Peru: GDP growth decelerates notably in Q3
Economic growth decelerated considerably in the third quarter, owing to weaker domestic demand. Annual GDP growth in the quarter fell to 2.3%, which was the slowest pace of growth since Q1 2017 and significantly down from the second quarter’s 5.5% year-on-year expansion.
Fixed investment growth braked hard (Q3: +0.8% year-on-year; Q2: +8.4 yoy), weighed down by a sizable downturn in public investment and a considerable slowdown in business investment. Private investment, meanwhile, cooled due to a worsening performance of the manufacturing sector and reduced extraction of oil, gas and minerals. Less upbeat business confidence also likely took its toll. Moreover, public investment swung from a strong expansion in Q2 to a marked contraction, dragged down by declining spending on infrastructure from both the central government and from state-owned enterprises.
Private consumption was more resilient but nevertheless lost steam, increasing 3.3% year-on-year following Q2’s 4.5% expansion. Household spending was underpinned by healthy credit growth, rising wages and growing employment although a slight pick-up in inflation and softer consumer confidence restrained the scope of the expansion. Meanwhile, government consumption swung from a 0.4% increase in Q2 to a 1.8% year-on-year contraction in Q3, due to more constrained spending from the central government.

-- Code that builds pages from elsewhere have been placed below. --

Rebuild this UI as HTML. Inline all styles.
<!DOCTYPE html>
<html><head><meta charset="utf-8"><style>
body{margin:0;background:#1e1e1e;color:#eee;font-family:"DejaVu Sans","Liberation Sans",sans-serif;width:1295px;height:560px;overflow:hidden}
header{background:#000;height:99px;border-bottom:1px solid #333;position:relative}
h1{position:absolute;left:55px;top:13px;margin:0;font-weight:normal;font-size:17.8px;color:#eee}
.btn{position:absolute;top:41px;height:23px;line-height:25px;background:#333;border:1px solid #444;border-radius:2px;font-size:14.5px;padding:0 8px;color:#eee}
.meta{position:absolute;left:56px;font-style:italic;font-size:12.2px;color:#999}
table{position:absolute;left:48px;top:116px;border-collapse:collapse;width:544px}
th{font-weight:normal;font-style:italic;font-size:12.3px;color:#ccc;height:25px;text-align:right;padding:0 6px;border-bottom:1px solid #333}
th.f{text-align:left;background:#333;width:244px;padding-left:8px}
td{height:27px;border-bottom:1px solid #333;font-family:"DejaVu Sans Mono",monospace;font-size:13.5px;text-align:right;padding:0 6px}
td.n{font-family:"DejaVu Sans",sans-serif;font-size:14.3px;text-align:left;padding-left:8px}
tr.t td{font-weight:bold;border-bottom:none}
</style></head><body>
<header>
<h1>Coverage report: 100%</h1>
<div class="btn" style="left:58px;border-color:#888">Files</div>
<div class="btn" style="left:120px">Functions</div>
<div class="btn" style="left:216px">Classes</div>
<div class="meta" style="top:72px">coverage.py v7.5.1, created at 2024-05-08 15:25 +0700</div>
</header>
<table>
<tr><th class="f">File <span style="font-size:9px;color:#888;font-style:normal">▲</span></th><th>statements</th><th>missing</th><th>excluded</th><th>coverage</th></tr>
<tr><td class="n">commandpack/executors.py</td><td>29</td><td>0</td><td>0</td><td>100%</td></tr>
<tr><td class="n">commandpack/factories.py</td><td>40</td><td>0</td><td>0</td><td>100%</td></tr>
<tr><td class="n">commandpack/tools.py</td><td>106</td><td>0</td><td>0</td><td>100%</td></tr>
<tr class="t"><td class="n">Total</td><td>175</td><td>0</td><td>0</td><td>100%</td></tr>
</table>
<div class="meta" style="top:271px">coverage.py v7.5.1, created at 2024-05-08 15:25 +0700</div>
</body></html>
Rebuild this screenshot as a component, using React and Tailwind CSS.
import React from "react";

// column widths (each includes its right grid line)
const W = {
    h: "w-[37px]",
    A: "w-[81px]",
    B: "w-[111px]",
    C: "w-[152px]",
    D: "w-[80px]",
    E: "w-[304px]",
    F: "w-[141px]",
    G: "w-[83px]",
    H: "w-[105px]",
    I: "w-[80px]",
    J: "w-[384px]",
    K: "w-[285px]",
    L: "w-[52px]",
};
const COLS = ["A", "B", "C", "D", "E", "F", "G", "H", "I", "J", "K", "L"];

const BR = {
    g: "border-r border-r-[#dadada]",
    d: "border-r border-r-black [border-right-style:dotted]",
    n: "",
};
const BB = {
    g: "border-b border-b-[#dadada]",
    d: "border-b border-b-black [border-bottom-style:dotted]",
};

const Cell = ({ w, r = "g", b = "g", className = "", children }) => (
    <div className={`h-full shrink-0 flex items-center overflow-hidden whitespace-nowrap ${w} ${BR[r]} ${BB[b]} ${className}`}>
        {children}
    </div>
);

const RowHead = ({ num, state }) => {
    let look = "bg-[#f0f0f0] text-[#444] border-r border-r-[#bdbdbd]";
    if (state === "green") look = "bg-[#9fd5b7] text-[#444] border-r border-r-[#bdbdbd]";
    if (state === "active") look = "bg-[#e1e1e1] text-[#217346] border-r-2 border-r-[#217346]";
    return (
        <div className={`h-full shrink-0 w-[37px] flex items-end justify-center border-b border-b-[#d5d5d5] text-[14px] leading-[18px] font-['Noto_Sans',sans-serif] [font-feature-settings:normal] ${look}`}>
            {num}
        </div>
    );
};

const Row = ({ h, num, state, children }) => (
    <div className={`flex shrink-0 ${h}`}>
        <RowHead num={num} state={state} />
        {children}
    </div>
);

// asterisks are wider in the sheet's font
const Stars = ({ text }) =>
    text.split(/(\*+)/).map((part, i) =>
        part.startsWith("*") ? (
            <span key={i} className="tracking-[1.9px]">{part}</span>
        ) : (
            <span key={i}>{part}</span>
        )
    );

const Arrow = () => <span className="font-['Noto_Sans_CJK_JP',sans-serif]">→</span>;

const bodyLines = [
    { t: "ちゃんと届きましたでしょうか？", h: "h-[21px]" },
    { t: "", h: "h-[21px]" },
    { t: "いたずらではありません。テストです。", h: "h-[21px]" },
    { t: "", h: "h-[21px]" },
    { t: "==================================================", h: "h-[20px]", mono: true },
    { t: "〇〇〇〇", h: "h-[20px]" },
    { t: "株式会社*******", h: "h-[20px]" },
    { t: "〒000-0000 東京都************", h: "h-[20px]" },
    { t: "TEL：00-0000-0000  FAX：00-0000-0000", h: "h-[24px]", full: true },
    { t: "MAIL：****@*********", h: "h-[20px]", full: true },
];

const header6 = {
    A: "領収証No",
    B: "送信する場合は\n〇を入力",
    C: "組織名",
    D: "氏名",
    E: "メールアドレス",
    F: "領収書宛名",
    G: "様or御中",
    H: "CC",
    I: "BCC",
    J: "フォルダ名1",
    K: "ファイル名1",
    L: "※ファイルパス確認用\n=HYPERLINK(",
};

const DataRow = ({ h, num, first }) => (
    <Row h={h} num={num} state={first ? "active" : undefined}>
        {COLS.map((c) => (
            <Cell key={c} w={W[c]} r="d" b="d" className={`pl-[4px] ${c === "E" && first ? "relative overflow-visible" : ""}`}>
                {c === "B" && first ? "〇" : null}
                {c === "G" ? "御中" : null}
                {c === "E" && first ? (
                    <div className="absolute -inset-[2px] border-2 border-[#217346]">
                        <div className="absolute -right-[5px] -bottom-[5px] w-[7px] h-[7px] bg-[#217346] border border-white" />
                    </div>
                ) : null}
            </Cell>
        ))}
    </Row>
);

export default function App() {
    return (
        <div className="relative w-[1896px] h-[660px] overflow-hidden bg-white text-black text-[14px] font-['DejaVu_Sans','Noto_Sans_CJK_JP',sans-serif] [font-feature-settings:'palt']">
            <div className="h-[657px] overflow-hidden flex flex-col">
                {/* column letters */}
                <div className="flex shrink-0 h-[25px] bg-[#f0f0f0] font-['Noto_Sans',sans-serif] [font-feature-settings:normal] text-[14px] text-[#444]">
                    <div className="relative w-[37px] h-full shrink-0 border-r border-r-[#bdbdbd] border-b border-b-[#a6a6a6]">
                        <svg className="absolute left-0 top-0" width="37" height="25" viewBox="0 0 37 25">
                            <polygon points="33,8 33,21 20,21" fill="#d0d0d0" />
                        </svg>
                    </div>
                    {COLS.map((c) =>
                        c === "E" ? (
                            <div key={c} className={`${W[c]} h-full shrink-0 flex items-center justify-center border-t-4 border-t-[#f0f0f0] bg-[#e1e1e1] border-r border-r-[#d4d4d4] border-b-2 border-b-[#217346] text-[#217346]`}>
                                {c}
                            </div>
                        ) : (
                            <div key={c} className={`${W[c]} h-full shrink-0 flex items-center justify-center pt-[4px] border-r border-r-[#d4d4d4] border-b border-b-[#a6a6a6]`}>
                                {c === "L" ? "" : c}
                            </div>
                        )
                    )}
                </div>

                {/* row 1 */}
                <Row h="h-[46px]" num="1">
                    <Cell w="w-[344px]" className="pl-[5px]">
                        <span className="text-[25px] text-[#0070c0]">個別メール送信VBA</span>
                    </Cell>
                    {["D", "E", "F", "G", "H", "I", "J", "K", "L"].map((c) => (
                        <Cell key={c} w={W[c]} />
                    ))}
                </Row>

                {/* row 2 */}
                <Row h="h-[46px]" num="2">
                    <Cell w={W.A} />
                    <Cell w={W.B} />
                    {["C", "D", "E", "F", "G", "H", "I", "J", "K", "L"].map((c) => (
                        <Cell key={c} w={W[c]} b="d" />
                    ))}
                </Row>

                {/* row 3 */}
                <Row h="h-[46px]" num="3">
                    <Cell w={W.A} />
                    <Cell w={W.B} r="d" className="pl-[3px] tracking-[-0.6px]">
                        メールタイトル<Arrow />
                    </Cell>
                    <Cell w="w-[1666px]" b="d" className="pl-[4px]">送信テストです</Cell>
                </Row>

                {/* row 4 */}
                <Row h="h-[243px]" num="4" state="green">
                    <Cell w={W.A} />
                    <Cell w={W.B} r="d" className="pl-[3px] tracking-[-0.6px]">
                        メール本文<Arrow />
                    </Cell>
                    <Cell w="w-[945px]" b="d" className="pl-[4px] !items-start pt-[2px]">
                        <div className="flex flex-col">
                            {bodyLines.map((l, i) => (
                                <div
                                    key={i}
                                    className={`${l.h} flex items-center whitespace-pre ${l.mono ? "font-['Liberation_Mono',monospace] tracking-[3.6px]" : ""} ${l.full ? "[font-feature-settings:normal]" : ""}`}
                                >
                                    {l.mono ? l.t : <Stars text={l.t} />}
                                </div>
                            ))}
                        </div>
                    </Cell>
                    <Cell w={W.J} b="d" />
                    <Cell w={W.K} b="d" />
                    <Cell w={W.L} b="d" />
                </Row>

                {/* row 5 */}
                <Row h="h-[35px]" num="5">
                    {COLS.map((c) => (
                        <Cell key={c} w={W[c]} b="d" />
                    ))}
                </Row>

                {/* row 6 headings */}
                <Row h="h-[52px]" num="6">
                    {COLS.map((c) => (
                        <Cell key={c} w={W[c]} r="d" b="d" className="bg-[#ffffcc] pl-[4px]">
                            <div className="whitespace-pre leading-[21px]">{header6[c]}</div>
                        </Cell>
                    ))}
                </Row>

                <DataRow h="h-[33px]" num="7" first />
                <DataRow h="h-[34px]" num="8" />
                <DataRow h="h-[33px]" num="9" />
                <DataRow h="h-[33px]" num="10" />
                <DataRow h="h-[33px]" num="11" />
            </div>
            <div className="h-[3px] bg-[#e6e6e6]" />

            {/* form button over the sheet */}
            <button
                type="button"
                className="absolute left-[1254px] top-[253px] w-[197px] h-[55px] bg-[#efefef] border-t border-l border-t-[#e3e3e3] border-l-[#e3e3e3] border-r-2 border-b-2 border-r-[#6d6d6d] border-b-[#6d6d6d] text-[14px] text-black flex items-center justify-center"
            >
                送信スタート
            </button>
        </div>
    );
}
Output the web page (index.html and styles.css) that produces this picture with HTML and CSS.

On the external front, although the sector’s contribution to growth improved from the previous quarter, it nevertheless remained negative. Exports dipped 0.6% in year-on-year terms in Q3, contrasting Q2’s 4.2% rise. Notable increases were recorded in exports of zinc and copper, while significant declines were recorded in foreign sales of gold and gasoline. Reflecting cooling demand for consumption and capital goods, imports increased a meagre 0.7% in Q3, well below the 6.6% expansion logged in Q2.
Economic growth is expected to regain steam in the coming quarters, underpinned by a recovery in infrastructure spending. Consumer spending should be fueled by employment growth, relatively low inflationary pressures and rising wages, while fixed investment will benefit from higher infrastructure expenditure and business spending. Moreover, public finances will remain in good health, providing the government fiscal room for maneuver if required.